STATED GOAL
Examine the entries and show every line in which the word "table" is found.

====

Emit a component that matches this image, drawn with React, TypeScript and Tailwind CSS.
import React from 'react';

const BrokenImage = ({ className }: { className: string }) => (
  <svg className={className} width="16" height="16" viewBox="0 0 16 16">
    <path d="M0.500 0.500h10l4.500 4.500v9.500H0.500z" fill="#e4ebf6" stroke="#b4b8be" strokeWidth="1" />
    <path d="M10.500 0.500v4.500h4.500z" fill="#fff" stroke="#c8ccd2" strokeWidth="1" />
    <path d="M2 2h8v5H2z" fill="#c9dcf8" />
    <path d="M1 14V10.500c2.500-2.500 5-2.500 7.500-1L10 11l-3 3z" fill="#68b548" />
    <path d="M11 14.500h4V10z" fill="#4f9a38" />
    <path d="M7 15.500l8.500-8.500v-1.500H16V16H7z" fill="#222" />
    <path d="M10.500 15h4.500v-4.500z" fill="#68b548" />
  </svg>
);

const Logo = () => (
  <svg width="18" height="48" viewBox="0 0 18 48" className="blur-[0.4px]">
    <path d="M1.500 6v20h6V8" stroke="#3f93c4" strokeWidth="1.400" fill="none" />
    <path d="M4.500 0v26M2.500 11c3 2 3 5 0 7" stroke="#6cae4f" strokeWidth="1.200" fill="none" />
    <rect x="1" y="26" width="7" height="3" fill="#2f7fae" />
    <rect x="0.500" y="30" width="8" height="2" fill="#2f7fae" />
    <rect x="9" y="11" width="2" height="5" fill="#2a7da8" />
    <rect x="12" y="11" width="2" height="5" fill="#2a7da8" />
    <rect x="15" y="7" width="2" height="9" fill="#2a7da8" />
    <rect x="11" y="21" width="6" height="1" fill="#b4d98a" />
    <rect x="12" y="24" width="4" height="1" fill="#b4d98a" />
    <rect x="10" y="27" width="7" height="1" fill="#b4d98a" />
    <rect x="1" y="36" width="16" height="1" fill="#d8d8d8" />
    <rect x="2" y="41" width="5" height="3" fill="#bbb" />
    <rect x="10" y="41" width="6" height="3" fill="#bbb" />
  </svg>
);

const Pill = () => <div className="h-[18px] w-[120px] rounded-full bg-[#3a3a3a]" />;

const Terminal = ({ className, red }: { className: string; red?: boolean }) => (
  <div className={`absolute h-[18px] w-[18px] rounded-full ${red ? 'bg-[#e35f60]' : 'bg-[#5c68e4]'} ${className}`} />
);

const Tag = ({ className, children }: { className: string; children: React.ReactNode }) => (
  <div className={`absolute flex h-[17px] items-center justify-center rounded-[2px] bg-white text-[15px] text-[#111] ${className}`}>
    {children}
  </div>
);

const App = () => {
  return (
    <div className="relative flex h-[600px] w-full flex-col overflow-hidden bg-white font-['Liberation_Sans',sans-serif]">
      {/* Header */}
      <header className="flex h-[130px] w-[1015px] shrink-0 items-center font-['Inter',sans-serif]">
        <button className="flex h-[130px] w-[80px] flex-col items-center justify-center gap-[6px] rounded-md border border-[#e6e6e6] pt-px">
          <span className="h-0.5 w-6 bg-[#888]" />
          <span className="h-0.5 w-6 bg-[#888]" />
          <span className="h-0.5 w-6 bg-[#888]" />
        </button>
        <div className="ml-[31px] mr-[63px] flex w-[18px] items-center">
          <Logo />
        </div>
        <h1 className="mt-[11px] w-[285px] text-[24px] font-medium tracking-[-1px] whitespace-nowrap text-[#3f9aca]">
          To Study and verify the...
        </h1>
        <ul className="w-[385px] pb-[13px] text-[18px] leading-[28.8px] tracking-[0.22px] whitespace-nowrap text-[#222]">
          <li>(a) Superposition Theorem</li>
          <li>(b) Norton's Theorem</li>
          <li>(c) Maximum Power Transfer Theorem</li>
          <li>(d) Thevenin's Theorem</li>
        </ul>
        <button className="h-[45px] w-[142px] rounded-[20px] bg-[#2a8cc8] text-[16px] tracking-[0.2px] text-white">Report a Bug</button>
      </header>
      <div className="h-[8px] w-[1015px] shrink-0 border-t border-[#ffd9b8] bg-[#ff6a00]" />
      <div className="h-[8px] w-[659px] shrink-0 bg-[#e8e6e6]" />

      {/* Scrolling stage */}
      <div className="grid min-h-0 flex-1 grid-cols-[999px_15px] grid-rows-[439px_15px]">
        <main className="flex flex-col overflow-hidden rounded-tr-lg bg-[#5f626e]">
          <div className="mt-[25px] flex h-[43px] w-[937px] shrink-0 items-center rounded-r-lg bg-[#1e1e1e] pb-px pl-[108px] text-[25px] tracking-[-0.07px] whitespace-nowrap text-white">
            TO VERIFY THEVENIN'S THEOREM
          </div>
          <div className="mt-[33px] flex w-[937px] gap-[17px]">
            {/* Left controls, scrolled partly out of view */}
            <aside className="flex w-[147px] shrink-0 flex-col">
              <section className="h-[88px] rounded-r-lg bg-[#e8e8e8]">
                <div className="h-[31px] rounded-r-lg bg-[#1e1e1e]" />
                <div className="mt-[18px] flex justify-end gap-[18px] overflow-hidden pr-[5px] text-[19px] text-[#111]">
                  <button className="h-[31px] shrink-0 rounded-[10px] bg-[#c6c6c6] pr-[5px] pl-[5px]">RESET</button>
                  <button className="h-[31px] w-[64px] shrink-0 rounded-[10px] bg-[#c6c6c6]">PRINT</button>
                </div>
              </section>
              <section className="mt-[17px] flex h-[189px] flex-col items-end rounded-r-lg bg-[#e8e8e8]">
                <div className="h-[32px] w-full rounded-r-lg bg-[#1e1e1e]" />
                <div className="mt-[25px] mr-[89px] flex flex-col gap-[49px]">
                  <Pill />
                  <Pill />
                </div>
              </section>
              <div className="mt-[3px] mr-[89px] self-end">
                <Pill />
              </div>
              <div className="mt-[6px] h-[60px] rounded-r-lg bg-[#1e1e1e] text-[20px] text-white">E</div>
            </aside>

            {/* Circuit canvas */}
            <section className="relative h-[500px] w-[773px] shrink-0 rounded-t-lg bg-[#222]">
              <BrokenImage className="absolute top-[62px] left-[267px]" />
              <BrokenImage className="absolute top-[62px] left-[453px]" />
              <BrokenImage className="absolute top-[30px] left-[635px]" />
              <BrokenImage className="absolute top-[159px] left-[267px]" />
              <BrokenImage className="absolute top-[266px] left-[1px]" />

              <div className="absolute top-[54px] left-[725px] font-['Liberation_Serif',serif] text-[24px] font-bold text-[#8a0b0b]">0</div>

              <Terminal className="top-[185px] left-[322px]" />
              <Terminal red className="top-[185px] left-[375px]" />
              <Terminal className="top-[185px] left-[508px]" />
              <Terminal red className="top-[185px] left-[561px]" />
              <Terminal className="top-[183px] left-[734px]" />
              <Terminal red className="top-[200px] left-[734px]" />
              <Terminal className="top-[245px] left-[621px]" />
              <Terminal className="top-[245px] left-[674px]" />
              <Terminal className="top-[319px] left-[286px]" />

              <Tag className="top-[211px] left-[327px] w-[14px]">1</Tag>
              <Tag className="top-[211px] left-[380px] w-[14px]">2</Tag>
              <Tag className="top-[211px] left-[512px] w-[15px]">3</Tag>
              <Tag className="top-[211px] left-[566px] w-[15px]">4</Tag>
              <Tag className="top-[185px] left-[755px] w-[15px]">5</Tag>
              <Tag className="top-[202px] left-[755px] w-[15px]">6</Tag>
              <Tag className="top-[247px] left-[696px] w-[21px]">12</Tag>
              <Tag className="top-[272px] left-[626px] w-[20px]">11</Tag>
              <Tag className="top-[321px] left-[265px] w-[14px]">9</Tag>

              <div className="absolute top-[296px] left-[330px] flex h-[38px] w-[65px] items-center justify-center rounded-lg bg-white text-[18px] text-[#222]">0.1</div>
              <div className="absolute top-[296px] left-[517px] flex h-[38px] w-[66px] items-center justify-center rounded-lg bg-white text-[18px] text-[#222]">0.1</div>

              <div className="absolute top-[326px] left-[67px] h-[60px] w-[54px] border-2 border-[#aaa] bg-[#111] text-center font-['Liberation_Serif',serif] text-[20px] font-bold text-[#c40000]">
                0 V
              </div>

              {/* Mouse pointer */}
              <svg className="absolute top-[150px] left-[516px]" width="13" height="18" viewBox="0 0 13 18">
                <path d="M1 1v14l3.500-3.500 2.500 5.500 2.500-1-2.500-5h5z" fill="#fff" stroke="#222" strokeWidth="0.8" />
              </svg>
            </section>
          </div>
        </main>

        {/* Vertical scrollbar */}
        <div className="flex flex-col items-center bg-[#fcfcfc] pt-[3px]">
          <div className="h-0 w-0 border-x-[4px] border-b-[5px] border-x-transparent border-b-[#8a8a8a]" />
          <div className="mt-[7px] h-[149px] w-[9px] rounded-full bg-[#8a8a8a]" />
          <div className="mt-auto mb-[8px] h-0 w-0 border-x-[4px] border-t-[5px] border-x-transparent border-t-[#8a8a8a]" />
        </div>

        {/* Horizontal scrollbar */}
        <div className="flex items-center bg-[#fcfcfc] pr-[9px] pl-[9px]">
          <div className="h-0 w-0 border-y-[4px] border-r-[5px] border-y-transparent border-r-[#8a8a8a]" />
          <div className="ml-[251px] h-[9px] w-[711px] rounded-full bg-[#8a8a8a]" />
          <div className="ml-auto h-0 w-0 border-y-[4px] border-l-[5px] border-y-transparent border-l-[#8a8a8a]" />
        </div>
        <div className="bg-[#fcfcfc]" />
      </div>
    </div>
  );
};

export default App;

====

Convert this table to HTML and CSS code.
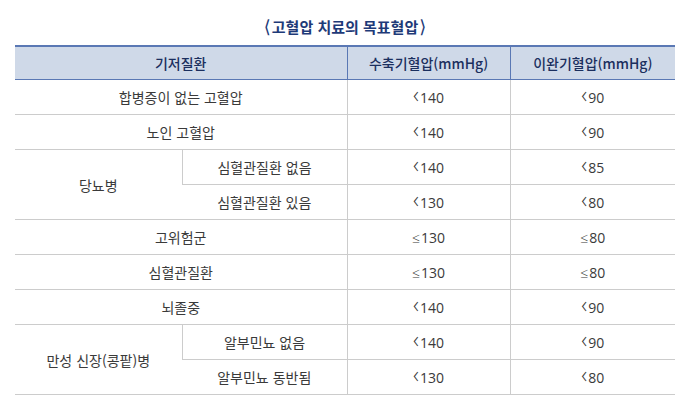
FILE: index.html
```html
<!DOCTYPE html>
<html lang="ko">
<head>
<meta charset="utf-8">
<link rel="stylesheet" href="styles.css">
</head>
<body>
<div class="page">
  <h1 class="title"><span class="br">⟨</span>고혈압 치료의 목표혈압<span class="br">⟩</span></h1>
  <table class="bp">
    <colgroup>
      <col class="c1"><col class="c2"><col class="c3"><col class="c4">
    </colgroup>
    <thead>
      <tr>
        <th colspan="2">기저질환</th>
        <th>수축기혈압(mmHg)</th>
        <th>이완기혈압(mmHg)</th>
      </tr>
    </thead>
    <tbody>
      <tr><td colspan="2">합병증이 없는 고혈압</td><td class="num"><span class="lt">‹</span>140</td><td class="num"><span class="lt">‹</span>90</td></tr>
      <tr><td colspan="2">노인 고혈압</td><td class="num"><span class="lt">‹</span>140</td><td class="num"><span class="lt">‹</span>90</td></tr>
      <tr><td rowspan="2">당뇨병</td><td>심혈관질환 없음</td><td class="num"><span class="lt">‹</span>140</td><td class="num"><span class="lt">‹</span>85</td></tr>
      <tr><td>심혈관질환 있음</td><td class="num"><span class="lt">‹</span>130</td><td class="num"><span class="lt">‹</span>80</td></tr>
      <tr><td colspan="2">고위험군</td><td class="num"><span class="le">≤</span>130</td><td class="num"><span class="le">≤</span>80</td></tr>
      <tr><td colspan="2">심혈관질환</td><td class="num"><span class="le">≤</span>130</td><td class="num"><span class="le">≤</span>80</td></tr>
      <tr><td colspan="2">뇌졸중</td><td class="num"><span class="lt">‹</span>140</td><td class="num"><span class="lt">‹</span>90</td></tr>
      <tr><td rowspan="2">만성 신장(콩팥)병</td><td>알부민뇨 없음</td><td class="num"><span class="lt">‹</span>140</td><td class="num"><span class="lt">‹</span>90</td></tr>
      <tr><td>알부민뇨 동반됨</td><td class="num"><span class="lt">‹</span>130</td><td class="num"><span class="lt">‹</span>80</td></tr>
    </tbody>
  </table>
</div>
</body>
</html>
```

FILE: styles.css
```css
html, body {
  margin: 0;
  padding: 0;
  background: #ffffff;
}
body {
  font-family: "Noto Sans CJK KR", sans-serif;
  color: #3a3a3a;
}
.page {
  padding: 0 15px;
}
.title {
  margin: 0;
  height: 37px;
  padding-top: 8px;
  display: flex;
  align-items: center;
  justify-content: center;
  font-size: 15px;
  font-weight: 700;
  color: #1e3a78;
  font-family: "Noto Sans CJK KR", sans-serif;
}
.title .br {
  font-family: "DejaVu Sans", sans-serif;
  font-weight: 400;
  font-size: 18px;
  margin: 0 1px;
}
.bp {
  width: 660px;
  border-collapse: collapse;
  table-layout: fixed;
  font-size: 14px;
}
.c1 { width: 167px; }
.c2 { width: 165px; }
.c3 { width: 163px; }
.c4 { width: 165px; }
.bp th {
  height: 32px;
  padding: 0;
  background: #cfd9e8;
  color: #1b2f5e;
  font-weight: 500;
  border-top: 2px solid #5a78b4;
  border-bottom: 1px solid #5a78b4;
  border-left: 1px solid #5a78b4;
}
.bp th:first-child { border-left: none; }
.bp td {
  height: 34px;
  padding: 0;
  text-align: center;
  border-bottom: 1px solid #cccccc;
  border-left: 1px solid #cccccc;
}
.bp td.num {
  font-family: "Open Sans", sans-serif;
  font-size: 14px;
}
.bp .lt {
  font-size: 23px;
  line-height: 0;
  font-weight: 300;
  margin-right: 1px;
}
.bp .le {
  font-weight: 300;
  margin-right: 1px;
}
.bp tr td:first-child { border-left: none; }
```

====

SOLUTION FOR THIS EXERCISE
Convert this table to HTML and CSS code.
  <table class="bp">
  </table>
  table-layout: fixed;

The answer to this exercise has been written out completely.